| AIM |
Gather each line of the records where "this" appears.

####

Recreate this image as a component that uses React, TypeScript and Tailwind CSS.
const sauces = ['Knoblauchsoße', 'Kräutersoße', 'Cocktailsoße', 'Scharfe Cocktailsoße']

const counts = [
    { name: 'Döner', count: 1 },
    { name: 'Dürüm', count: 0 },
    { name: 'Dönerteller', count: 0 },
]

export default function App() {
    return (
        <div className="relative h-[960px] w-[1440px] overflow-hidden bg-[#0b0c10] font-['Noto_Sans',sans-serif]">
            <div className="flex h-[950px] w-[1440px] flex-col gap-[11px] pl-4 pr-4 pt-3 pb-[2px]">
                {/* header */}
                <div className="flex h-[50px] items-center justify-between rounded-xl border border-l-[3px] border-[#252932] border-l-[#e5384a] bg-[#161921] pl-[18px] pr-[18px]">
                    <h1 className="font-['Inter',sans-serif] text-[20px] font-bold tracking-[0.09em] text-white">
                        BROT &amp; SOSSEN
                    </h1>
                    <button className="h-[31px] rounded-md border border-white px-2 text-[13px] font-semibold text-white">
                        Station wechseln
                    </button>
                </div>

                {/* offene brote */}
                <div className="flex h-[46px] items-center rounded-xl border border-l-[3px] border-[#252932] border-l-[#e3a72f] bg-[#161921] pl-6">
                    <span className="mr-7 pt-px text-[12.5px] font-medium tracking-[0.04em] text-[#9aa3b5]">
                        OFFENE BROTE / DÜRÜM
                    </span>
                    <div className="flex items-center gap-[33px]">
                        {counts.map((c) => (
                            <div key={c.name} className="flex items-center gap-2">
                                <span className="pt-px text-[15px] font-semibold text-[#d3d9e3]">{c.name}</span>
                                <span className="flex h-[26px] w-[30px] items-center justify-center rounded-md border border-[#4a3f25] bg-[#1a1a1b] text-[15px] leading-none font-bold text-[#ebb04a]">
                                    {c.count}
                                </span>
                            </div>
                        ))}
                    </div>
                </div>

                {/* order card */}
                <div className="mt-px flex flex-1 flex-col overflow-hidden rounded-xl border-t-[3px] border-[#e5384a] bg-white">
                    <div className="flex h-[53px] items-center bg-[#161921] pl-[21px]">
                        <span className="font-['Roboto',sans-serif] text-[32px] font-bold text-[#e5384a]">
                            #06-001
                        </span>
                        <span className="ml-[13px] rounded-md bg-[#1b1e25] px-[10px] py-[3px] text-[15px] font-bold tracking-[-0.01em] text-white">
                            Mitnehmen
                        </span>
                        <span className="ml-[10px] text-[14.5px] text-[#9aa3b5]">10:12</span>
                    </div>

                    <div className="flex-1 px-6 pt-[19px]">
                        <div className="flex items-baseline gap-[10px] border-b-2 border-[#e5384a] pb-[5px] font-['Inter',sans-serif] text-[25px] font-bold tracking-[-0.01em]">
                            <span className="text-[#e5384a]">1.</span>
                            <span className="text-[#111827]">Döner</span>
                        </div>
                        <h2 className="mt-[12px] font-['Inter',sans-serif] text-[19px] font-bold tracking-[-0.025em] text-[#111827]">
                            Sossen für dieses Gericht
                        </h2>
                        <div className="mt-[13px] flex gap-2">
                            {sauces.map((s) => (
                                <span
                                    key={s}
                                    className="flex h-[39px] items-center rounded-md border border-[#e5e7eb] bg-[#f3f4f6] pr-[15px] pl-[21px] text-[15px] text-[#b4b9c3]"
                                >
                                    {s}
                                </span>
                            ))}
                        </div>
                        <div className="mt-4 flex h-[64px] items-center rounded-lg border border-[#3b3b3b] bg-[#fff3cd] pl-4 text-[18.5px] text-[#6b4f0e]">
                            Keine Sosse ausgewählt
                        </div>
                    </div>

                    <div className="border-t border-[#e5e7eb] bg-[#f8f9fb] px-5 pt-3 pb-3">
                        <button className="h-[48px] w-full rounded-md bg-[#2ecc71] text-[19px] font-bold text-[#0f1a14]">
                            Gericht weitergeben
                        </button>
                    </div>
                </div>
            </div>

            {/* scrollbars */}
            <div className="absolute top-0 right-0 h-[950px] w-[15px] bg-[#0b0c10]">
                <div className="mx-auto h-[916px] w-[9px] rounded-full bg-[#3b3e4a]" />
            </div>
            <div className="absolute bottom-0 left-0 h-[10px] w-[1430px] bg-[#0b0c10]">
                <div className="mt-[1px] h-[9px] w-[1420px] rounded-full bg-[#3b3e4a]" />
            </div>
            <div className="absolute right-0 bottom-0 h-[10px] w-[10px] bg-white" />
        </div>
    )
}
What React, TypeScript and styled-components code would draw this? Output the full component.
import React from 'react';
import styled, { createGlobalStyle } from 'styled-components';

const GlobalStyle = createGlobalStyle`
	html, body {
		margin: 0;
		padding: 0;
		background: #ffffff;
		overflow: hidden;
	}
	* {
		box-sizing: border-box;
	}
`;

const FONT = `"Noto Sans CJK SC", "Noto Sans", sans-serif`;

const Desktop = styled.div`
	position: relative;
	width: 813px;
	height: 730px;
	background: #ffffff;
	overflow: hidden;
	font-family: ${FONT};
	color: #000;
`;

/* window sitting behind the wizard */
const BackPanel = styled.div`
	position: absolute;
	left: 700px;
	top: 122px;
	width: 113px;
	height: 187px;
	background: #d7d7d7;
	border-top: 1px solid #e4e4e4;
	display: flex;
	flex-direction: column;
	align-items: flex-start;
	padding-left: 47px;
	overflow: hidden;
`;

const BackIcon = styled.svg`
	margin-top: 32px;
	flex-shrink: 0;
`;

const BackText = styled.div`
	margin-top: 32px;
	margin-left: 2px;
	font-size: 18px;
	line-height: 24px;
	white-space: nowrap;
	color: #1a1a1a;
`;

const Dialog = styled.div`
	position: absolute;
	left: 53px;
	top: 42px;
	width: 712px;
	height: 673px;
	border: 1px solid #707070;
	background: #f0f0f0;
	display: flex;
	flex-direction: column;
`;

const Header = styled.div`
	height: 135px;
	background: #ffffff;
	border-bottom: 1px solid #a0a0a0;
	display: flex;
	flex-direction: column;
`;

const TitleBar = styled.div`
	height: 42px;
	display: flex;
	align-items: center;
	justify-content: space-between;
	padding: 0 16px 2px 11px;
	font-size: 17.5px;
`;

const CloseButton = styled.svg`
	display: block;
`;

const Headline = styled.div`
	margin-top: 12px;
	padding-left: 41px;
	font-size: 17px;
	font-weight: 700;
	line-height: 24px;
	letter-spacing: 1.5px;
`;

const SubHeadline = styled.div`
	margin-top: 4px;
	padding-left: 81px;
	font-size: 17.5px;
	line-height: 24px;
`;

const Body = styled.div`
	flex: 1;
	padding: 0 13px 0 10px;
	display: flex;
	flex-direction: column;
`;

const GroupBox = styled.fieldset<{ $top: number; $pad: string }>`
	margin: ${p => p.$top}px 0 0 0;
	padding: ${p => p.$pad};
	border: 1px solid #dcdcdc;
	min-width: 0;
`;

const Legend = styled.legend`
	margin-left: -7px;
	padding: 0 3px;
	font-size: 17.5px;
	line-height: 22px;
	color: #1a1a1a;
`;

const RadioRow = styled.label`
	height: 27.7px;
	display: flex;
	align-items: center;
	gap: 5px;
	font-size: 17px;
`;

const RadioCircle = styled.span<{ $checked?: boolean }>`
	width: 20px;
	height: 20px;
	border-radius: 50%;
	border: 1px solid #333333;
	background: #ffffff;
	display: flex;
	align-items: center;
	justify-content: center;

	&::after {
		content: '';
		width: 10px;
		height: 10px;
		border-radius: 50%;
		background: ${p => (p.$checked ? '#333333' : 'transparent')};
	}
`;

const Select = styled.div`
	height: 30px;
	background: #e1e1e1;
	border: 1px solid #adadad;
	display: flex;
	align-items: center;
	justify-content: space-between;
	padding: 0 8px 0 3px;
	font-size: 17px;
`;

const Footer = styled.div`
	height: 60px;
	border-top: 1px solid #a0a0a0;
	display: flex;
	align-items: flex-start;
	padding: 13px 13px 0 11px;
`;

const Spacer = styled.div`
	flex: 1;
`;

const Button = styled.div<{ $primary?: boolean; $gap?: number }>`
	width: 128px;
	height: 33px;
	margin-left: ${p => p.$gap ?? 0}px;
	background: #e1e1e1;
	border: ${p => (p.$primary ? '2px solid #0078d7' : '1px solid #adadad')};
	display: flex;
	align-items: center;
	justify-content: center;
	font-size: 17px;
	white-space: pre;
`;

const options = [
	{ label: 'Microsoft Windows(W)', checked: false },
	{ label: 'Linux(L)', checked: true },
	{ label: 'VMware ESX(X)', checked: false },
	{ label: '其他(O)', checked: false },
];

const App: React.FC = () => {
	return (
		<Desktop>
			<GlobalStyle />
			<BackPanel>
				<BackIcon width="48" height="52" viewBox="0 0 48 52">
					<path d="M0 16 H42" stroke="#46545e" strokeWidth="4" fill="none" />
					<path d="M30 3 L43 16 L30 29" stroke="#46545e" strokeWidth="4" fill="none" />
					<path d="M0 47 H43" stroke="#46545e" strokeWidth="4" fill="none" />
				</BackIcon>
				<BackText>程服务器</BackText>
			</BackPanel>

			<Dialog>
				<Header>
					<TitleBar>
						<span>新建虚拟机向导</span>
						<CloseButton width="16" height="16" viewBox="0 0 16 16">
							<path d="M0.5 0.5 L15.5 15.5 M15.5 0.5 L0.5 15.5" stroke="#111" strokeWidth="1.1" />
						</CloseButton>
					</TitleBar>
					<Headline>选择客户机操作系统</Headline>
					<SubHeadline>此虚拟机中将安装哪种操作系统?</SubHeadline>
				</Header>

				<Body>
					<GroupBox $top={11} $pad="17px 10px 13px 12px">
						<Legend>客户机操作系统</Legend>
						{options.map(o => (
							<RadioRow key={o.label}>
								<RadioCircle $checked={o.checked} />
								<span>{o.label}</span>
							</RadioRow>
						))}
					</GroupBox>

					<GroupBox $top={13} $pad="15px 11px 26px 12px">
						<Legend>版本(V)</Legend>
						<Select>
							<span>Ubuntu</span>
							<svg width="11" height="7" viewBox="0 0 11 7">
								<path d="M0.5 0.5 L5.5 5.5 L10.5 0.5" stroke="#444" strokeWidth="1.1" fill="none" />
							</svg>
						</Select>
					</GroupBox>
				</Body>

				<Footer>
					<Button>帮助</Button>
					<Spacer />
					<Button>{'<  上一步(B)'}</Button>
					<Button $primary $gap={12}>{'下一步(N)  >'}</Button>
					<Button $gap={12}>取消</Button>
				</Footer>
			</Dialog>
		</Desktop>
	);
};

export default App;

####

| SOLVED PROBLEM |
Recreate this image as a component that uses React, TypeScript and Tailwind CSS.
What React, TypeScript and styled-components code would draw this? Output the full component.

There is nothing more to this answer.